Side story: There are many rumors about SR-Flipflops which are not true. Consider a typical implementation by two NOR gates:
next(p) = !(s | q)
next(q) = !(r | p)
This leads to the following cases for the four possible inputs if these are kept stable:
- s=0 & r=0 : (next(p) = !q) & (next(q) = !p)
- s=0 & r=1 : (next(p) = !q) & (next(q) = 0) and thus (p =1) & (q = 0) after two steps
- s=1 & r=0 : (next(p) = 0) & (next(q) = !p) and thus (p =0) & (q = 1) after two steps
- s=1 & r=1 : (next(p) = 0) & (next(q) = 0)

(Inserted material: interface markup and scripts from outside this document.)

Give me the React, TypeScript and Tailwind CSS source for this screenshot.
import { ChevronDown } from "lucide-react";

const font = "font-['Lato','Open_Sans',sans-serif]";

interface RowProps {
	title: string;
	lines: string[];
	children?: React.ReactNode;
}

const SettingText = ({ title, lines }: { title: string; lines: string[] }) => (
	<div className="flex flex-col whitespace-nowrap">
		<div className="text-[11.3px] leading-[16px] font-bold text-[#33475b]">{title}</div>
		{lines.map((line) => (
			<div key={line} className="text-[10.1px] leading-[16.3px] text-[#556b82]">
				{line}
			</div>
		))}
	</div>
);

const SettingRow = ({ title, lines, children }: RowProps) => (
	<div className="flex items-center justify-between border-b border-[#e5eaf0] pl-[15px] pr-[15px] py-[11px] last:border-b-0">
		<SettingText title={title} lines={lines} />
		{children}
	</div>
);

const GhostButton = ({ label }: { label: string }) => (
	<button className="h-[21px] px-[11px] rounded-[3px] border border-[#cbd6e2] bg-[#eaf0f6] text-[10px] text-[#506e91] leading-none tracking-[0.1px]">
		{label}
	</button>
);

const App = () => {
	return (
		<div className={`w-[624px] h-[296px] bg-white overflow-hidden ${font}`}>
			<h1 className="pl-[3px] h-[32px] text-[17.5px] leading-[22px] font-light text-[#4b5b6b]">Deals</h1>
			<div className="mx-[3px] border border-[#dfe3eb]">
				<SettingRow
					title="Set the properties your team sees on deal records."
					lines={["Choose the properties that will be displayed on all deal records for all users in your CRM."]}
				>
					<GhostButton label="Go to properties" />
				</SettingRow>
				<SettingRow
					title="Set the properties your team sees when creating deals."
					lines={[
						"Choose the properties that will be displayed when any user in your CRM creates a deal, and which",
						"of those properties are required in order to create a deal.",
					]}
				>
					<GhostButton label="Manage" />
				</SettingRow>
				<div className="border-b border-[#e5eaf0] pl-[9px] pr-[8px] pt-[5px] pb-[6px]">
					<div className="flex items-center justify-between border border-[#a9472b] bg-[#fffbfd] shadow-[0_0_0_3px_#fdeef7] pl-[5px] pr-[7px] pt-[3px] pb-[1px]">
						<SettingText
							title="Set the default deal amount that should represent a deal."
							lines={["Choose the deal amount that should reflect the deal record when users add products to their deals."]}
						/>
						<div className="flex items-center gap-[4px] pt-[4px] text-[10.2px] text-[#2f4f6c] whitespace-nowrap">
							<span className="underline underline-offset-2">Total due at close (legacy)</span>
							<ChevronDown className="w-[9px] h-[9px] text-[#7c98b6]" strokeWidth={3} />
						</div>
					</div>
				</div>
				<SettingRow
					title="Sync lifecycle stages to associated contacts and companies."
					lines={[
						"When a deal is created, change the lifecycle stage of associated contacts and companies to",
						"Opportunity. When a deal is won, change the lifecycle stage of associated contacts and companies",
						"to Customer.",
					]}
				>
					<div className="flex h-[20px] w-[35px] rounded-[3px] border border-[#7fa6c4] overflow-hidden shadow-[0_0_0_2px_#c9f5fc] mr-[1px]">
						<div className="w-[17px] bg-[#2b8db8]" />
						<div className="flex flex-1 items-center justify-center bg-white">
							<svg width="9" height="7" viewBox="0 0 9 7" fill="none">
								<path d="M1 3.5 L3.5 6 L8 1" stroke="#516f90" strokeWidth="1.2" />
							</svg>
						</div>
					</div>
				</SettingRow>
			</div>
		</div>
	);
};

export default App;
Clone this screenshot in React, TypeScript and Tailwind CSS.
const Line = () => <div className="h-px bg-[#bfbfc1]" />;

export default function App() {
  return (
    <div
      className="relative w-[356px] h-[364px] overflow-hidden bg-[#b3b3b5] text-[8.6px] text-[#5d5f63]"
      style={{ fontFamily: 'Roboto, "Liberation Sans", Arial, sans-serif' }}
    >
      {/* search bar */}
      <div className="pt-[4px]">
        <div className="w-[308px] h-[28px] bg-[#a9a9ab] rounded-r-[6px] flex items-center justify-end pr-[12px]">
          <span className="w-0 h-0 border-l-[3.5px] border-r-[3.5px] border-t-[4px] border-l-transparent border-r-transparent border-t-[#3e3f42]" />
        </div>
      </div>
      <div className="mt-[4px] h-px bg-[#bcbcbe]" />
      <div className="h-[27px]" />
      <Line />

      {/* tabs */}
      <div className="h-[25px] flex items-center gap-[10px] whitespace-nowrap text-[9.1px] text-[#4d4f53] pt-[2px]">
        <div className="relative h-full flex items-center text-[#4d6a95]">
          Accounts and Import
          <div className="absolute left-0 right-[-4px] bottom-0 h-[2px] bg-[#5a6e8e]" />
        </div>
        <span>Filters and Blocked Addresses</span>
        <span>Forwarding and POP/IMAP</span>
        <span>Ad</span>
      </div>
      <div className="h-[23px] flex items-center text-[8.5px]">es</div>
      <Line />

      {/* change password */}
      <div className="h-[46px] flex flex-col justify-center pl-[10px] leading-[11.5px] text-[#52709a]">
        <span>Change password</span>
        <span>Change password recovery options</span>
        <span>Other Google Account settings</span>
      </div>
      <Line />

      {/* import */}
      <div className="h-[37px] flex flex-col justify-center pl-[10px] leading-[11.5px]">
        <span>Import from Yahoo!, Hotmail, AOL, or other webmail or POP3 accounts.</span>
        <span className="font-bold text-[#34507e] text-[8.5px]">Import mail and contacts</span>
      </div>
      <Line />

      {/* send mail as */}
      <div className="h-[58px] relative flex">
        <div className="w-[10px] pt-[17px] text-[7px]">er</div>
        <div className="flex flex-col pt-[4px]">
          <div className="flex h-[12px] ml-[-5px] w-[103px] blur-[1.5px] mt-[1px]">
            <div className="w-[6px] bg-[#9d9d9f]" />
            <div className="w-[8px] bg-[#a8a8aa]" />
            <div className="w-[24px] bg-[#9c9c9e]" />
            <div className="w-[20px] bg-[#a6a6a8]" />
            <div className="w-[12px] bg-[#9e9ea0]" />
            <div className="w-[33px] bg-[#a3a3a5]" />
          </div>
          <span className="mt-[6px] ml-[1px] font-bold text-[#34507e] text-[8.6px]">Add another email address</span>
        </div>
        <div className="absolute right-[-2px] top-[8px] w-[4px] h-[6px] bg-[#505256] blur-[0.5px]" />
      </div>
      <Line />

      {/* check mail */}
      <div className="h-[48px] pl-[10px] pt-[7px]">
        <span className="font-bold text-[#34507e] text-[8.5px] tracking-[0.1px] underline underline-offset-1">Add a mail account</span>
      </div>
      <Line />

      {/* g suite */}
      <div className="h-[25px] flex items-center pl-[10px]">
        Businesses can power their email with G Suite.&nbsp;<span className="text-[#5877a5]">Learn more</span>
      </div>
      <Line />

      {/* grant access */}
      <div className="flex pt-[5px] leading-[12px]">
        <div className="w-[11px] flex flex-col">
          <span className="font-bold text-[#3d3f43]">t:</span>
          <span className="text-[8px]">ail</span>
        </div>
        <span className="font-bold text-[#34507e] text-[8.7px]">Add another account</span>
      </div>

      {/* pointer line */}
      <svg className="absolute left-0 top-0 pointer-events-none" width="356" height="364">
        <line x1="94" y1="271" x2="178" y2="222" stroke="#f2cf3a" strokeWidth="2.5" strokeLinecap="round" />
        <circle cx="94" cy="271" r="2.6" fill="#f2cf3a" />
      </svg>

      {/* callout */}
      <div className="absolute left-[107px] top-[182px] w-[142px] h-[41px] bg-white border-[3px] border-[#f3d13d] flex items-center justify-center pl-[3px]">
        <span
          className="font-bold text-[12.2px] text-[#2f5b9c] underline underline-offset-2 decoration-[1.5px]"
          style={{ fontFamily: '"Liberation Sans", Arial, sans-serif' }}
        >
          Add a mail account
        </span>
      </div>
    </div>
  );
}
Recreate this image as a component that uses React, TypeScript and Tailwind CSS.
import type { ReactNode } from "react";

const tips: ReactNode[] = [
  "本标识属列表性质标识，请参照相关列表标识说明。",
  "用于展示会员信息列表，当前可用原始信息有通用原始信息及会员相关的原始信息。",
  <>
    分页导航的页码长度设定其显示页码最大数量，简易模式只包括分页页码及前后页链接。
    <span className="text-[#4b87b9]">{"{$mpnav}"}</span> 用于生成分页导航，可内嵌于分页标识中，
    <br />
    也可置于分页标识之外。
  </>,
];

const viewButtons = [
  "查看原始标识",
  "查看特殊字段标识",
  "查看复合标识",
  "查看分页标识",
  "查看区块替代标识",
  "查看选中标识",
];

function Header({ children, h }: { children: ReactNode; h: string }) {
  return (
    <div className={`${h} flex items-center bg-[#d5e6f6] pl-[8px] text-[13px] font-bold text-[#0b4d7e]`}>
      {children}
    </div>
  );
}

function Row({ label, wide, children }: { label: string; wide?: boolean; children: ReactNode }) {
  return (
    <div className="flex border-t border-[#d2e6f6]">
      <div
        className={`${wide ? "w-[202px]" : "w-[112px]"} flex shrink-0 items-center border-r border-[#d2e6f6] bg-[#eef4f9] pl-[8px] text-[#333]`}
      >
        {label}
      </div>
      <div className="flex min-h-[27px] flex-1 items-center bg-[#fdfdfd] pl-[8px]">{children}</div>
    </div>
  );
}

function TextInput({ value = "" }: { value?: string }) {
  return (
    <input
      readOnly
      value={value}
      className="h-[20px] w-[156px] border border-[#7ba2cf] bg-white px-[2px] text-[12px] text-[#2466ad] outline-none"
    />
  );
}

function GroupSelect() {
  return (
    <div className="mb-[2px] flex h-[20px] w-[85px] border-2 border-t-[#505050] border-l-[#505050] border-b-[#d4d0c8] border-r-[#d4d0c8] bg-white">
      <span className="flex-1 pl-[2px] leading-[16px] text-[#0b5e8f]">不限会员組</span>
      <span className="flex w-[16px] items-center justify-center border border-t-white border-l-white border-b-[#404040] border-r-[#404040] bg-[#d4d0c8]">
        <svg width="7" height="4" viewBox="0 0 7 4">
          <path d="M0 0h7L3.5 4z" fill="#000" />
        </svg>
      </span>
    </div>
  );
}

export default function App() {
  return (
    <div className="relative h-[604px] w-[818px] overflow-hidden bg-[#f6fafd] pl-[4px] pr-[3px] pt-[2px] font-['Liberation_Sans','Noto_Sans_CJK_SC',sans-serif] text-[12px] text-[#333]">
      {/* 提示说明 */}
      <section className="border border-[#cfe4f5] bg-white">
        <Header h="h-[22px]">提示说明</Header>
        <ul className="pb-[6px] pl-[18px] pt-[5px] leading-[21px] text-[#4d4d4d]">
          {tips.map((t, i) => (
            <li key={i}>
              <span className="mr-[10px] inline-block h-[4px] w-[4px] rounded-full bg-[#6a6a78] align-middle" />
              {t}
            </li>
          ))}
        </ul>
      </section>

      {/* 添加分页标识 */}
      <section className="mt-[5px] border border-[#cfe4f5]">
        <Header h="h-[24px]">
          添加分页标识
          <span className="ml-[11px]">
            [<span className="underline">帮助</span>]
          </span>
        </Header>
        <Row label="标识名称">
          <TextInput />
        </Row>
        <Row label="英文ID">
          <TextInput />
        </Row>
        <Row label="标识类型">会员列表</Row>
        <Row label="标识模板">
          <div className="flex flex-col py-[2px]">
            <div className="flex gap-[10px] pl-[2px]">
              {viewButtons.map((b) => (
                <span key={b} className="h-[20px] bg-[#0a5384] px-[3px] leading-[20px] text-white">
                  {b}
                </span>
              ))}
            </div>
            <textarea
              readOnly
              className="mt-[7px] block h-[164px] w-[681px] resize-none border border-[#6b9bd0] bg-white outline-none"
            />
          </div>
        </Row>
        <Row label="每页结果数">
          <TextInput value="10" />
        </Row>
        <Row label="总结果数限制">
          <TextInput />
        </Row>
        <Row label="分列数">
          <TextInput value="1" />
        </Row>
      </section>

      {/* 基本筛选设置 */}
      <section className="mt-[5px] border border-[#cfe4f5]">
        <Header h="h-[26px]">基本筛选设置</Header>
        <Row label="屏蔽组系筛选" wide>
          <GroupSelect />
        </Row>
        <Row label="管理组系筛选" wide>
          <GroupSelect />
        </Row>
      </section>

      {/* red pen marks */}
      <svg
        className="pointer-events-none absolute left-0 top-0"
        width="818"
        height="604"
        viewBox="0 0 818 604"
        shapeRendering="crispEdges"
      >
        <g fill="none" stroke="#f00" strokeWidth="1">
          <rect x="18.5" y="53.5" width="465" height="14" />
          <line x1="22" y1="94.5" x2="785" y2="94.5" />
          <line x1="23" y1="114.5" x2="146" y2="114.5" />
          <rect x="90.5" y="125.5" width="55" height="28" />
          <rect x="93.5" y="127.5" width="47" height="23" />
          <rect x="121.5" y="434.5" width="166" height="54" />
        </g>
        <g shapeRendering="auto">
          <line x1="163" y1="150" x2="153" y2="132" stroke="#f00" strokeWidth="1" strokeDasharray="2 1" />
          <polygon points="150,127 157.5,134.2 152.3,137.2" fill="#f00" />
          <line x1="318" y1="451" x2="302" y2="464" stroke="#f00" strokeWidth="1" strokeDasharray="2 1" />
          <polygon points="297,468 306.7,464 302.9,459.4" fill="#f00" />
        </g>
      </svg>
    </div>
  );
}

Hence, you can see that s=1&r=1 do not lead to unstable outputs as often stated, but they violate the invariant that we want that q=!p. That is established by one of the inputs s=0&r=1 or s=1&r=0 and kept invariant by s=0&r=0. However, if we would have once the input s=1&r=1 which makes p=q=0, then the input s=0&r=0 would lead to an unstable state where p and q will oscillate.
You can look at is also from the perspective of the states
- p=0 & q=0 : (next(p) = !s) & (next(q) = !r), i.e. all four states are reachable from here
- p=0 & q=1 : (next(p) = 0) & (next(q) = !r), i.e. with r=1 we switch to p=q=0 and otherwise remain in p=0 & q=1
- p=1 & q=0 : (next(p) = !s) & (next(q) = 0), i.e. with s=1 we switch to p=q=0 and otherwise remain in p=1 & q=0
- p=1 & q=1 : (next(p) = 0) & (next(q) = 0), i.e. we switch to p=q=0
As you can see, it is unavoidable to go through state p=q=0.
Having written way too much, let me emphasize here finally, that all of this is not relevant for the exam tomorrow. I don't want to create the impression that this is maybe something you should look at in detail. Please don't waste your time!